Breakingviews: U.S. corporate earnings lose their tax-cut mojo

by Breakingviews.

The S&P 500 Index closed at a record high on Friday. Yet second-quarter earnings, which kick off in earnest this week, are expected to shrink from last year – the first such decline for three years. Twelve months ago, prognosticators thought S&P 500 profit for the most recent quarter would rise more than 10%, according to data from Refinitiv. The same people see earnings growth back in double digits in 2020, but they could be wrong again.

The four 2019 earnings seasons were always going to face what are known in the jargon as tough comps. That’s because 2018 was a blowout year thanks to the corporate tax cuts signed into law by U.S. President Donald Trump. With no other change, they improved a hypothetical U.S. company’s after-tax profit by around 22%.

The bigger question is what happens in the future. As things stand, analysts see margins being squeezed. They expect profit of S&P 500 companies to be down 0.3% in the quarter to June even as revenue grows by 3.3%. Yet the top-line prognosis has worsened too. One year ago, they expected the top line to be up nearly 5%.

For the first quarter of 2020, sales are projected to increase over 5% year-on-year and earnings 10%. It’s hard not to see greater downside risks than upside, though, whether in the form of trade friction with China, Mexico or even France, a U.S. economic slowdown, or a further downgrade to growth outside the United States. A less rosy top-line result would naturally knock earnings.

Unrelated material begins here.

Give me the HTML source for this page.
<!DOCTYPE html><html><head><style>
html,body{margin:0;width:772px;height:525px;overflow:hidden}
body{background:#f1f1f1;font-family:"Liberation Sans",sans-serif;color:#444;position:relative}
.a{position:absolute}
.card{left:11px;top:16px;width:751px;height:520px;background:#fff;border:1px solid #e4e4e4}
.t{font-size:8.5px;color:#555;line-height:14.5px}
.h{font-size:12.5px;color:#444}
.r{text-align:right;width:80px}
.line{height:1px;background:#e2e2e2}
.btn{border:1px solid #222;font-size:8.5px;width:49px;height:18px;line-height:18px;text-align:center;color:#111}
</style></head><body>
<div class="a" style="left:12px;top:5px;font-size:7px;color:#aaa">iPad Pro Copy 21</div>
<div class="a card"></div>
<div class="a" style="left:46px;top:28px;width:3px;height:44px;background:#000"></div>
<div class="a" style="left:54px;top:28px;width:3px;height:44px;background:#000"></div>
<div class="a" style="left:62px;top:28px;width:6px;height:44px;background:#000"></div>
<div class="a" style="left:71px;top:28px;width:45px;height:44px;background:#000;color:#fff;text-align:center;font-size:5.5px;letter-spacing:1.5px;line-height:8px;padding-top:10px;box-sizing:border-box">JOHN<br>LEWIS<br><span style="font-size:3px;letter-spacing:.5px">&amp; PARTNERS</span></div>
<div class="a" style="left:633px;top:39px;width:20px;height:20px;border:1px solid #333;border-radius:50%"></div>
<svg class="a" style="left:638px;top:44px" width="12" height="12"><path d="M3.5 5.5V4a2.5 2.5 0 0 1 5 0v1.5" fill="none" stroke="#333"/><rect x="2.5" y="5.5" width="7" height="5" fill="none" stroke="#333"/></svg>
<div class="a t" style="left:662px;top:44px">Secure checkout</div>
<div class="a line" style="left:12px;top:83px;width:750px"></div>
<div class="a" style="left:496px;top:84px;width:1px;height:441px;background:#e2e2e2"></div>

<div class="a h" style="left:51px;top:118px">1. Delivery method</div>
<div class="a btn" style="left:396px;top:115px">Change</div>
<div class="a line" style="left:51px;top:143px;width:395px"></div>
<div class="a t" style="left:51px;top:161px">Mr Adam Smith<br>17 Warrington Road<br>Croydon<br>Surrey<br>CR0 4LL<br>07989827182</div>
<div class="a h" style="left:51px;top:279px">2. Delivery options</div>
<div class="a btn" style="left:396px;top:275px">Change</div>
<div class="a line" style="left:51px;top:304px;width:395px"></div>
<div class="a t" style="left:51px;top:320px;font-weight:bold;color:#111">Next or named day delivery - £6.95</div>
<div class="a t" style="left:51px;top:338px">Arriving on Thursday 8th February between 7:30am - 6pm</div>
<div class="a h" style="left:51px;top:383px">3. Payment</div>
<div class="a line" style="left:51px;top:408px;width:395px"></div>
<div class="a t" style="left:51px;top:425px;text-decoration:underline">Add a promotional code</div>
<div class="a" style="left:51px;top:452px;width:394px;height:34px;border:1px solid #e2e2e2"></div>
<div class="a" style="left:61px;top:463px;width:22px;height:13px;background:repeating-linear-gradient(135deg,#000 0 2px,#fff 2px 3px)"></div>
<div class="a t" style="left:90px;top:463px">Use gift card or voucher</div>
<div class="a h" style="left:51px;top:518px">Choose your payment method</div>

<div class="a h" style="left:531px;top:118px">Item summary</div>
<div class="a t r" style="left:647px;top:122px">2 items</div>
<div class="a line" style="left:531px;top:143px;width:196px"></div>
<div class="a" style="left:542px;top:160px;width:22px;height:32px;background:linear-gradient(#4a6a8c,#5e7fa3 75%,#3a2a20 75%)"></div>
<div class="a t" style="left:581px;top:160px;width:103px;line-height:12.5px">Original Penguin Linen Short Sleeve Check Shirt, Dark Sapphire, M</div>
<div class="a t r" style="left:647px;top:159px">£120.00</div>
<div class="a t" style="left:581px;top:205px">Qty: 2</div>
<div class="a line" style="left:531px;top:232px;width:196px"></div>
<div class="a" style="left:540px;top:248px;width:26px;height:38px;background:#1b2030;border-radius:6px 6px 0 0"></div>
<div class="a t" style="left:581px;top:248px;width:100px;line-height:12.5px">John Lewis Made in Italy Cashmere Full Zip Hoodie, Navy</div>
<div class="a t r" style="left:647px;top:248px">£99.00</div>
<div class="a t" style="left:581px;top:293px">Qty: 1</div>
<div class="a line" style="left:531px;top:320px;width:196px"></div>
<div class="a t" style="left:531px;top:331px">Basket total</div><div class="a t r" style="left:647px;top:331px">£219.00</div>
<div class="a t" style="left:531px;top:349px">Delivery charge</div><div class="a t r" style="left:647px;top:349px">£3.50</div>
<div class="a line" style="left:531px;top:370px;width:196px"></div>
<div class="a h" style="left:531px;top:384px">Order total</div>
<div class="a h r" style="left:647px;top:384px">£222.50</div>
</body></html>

In other words, what some like to call the earnings recession that’s set to start with the current round of results may last longer than a single quarter. It’s hard to see how record stock prices, which are supposed to reflect market-watchers’ collective best guess at the future, are compatible with that. Similarly, if companies continue to buy back less stock, as they did in the first quarter relative to the fourth-quarter 2018 peak, according to S&P Dow Jones Indices, that’s another reason to worry valuations may lack support.

If share-price indexes are the yardstick by which Trump really measures his success, any satisfaction stemming from Friday’s figures may prove short lived.